FONTE: You’ve said you want to repeal the health care law and replace it. There’s a lot of things that took effect that help seniors. Once you repeal it, what happens to all that? And what are you going to replace it? Why don’t you make a replacement plan before you repeal it so we can look at it? [crowd applauds] [...] There’s preventing screening in there that took place. There’s people between 45 and 64 that lost their jobs. Now you want to replace it, that’s fine, repeal it, but what are you going to replace it with we don’t know what’s going to happen. What do we tell the seniors out there, that there’s already stuff taking place, and it’s gone now? Let’s think about this before we jump and do whatever we wanna do.

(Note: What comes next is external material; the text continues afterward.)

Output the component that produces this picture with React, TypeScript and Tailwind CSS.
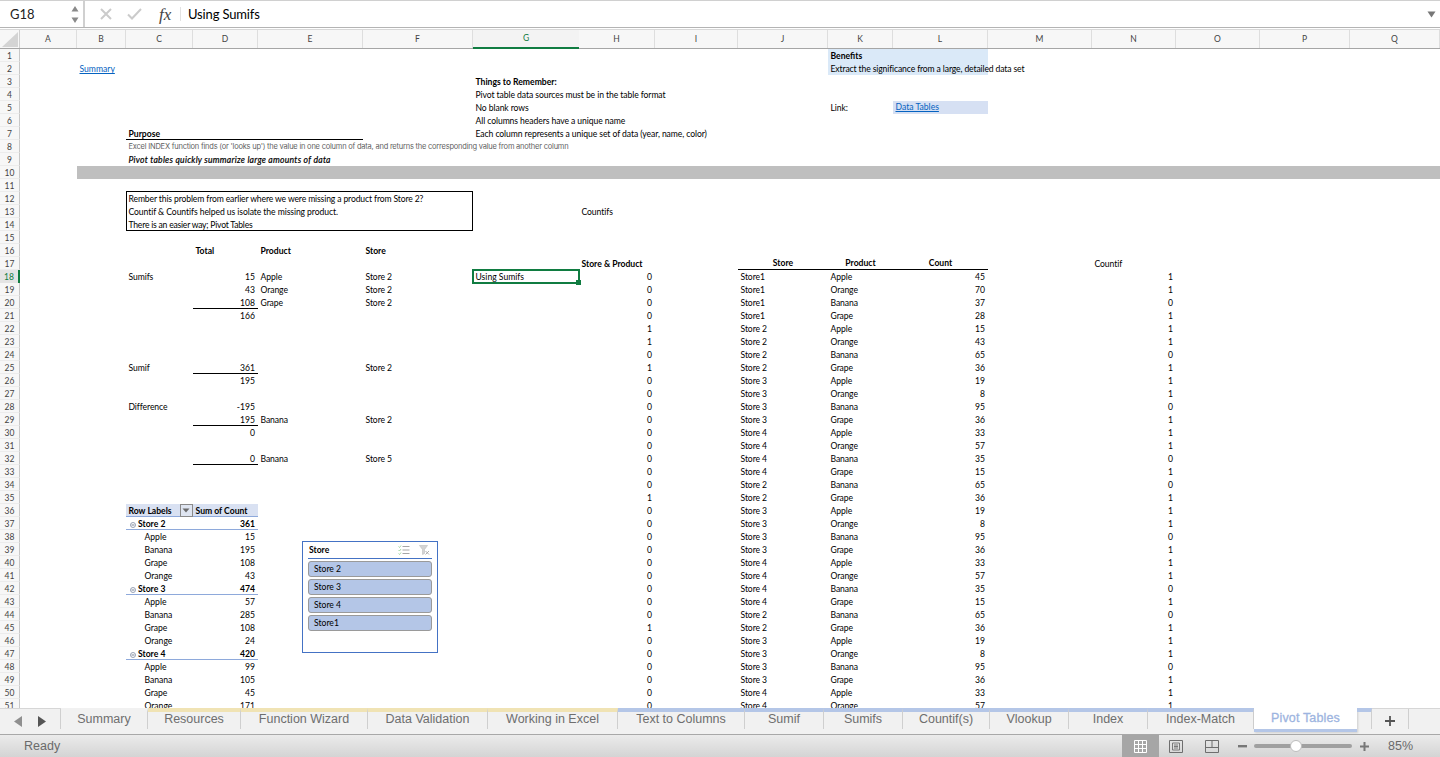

RENACCI: Remember, it was the American people sent us down there, 87 new Representatives, and I agree there are some good things, but there’s also a half a trillion dollars in cuts to Medicare that are going to go in place real soon —
FONTE: And that’s through Medicare Advantage, which takes more out of traditional Medicare, than anything. That’s what you have to tell us. Why should insurance companies get more?! Now I’ll tell you something, I was involved in health care, and since 1993 health care has went up every year double digits, and it’s never come down. What’s going to make it come down? And tell me one job that’s been taken away from it, this new health care law.
RENACCI: I’ll take you around any time you want to go, to three businesses –
FONTE: I’m ready.
RENACCI: — that have lost seven or eight jobs because their health care went up 63 percent.
FONTE: It’s went up every year!
RENACCI: Yeah but now, and I’ve been a business man for 28 years, when it goes up 7, 8, 10 percent –
FONTE: That’s not acceptable either.
RENACCI: — that’s a problem.
An informed constituency is a beautiful thing, and those are pretty good questions for the Congressman, and for all Republicans. "There’s a lot of things that took effect that help seniors. Once you repeal it, what happens to all that? And what are you going to replace it? Why don’t you make a replacement plan before you repeal it so we can look at it?"
As more people derive more benefit from the provisions that have kicked in--no denials for children because of pre-existing conditions, savings for Medicare recipients, adult children being able to stay on their parents' plans, incentives for small businesses to provide benefits--more people are going to be asking the same question: what's the Republican plan?